MAssive Cluster Survey
- Alternative names: MACS
- Website: www.ifa.hawaii.edu/~ebeling/clusters/MACS.html
- Related media on Commons

= MAssive Cluster Survey =

Galaxy cluster survey

The MAssive Cluster Survey (MACS) compiled and characterized a sample of very X-ray luminous (and thus, by inference, massive), distant clusters of galaxies. The sample comprises 124 spectroscopically confirmed clusters at 0.3 < z < 0.7. Candidates were selected from the ROSAT All-Sky Survey data.

Cluster candidates that are south of declination -40° cannot be observed from Mauna Kea and fit into the Southern MACS (SMACS) extension. They are also being investigated when facilities are available.

==History==
One of the galaxy clusters, MACS J0647+7015 was found to have gravitationally lensed the most distant galaxy (MACS0647-JD) then ever imaged, in 2012, by CLASH. The first statistical study of X-ray cavities in distant clusters of galaxies was performed by analyzing the Chandra X-ray observations of MACS. Out of 76 clusters representing a sample of the most luminous X-ray clusters, observers found 13 cut and clear cavities and 7 possible cavities. A new radio halo, as well as a relic applicant, were found in MACS, with the help of the Giant Meterwave Radio Telescope and the Karoo Array Telescope-7. The discovered radio halo has a largest linear scale of about 0.9Mpc. X-ray chosen clusters are almost free of projection effects because they are composed of intrinsically massive, gravitationally collapsed systems.

==MACS team==
The MACS team consists of:
- Harald Ebeling, University of Hawaii, USA
- Alastair Edge, University of Durham, UK
- J. Patrick Henry, University of Hawaii, USA

==Survey notation==
Objects are labelled as JHHMM.m+DDMM where HHMM+DDMM are the coordinates in the J2000 system.

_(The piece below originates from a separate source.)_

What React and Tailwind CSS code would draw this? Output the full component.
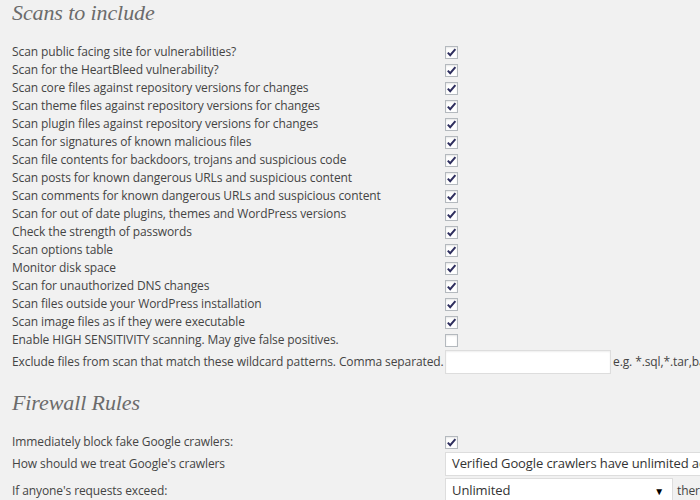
const scans = [
  ['Scan public facing site for vulnerabilities?', true],
  ['Scan for the HeartBleed vulnerability?', true],
  ['Scan core files against repository versions for changes', true],
  ['Scan theme files against repository versions for changes', true],
  ['Scan plugin files against repository versions for changes', true],
  ['Scan for signatures of known malicious files', true],
  ['Scan file contents for backdoors, trojans and suspicious code', true],
  ['Scan posts for known dangerous URLs and suspicious content', true],
  ['Scan comments for known dangerous URLs and suspicious content', true],
  ['Scan for out of date plugins, themes and WordPress versions', true],
  ['Check the strength of passwords', true],
  ['Scan options table', true],
  ['Monitor disk space', true],
  ['Scan for unauthorized DNS changes', true],
  ['Scan files outside your WordPress installation', true],
  ['Scan image files as if they were executable', true],
  ['Enable HIGH SENSITIVITY scanning. May give false positives.', false],
]

function Checkbox({ checked }) {
  return (
    <span className="flex h-[13px] w-[13px] items-center justify-center border border-[#b4b9be] bg-white shadow-[inset_0_1px_2px_rgba(0,0,0,0.1)]">
      {checked && (
        <svg width="11" height="11" viewBox="0 0 11 11">
          <path d="M1.8 5.6 L4.2 8.2 L9.4 2.2" fill="none" stroke="#2e2e5e" strokeWidth="2" />
        </svg>
      )}
    </span>
  )
}

function Heading({ children, className }) {
  return (
    <h2 className={`pl-3 font-['Liberation_Serif',serif] text-[22px] italic leading-[26px] text-[#6b6b6b] ${className}`}>
      {children}
    </h2>
  )
}

export default function App() {
  return (
    <div className="h-[500px] w-[700px] overflow-hidden bg-[#f1f1f1] font-['Open_Sans',sans-serif] text-[12px] tracking-[-0.1px] text-[#444]">
      <Heading className="h-[43px]">Scans to include</Heading>

      {scans.map(([label, checked]) => (
        <div key={label} className="flex h-[18px] items-center">
          <div className="w-[445px] shrink-0 pl-3 leading-[18px] whitespace-nowrap">{label}</div>
          <Checkbox checked={checked} />
        </div>
      ))}

      <div className="flex h-[30px] items-start">
        <div className="w-[445px] shrink-0 pt-[4px] pl-3 leading-[18px] whitespace-nowrap">
          Exclude files from scan that match these wildcard patterns. Comma separated.
        </div>
        <div className="mt-[1px] h-[24px] w-[166px] shrink-0 border border-[#ddd] bg-white shadow-[inset_0_1px_2px_rgba(0,0,0,0.07)]" />
        <div className="min-w-0 shrink pt-[4px] pl-[2px] leading-[18px] whitespace-nowrap">e.g. *.sql,*.tar,ba</div>
      </div>

      <Heading className="mt-[11px] h-[43px]">Firewall Rules</Heading>

      <div className="flex h-[18px] items-center">
        <div className="w-[445px] shrink-0 pl-3 leading-[18px]">Immediately block fake Google crawlers:</div>
        <Checkbox checked />
      </div>

      <div className="flex h-[26px] items-center">
        <div className="w-[445px] shrink-0 pl-3 leading-[18px]">How should we treat Google's crawlers</div>
        <div className="flex h-[24px] w-[260px] shrink-0 items-center border border-[#ddd] bg-white pl-[6px] text-[13px] whitespace-nowrap text-[#333]">
          Verified Google crawlers have unlimited ac
        </div>
      </div>

      <div className="mt-[1px] flex h-[26px] items-center">
        <div className="w-[445px] shrink-0 pl-3 leading-[18px]">If anyone's requests exceed:</div>
        <div className="flex h-[26px] w-[228px] shrink-0 items-center justify-between border border-[#ddd] bg-white pr-[8px] pl-[6px] text-[13px] text-[#333]">
          <span>Unlimited</span>
          <span className="text-[10px] text-black">▼</span>
        </div>
        <span className="pl-[4px] whitespace-nowrap">ther</span>
      </div>
    </div>
  )
}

Here H, D, and M refer to hours, degrees, and minutes, respectively, and m refers to tenths of minutes of time.
- HH Hours of right ascension
- MM.m Minutes of right ascension or declination
- DD.d Degrees in declination

== Southern MAssive Cluster Survey ==

The Southern MAssive Cluster Survey (SMACS) involved the Hubble Space Telescope.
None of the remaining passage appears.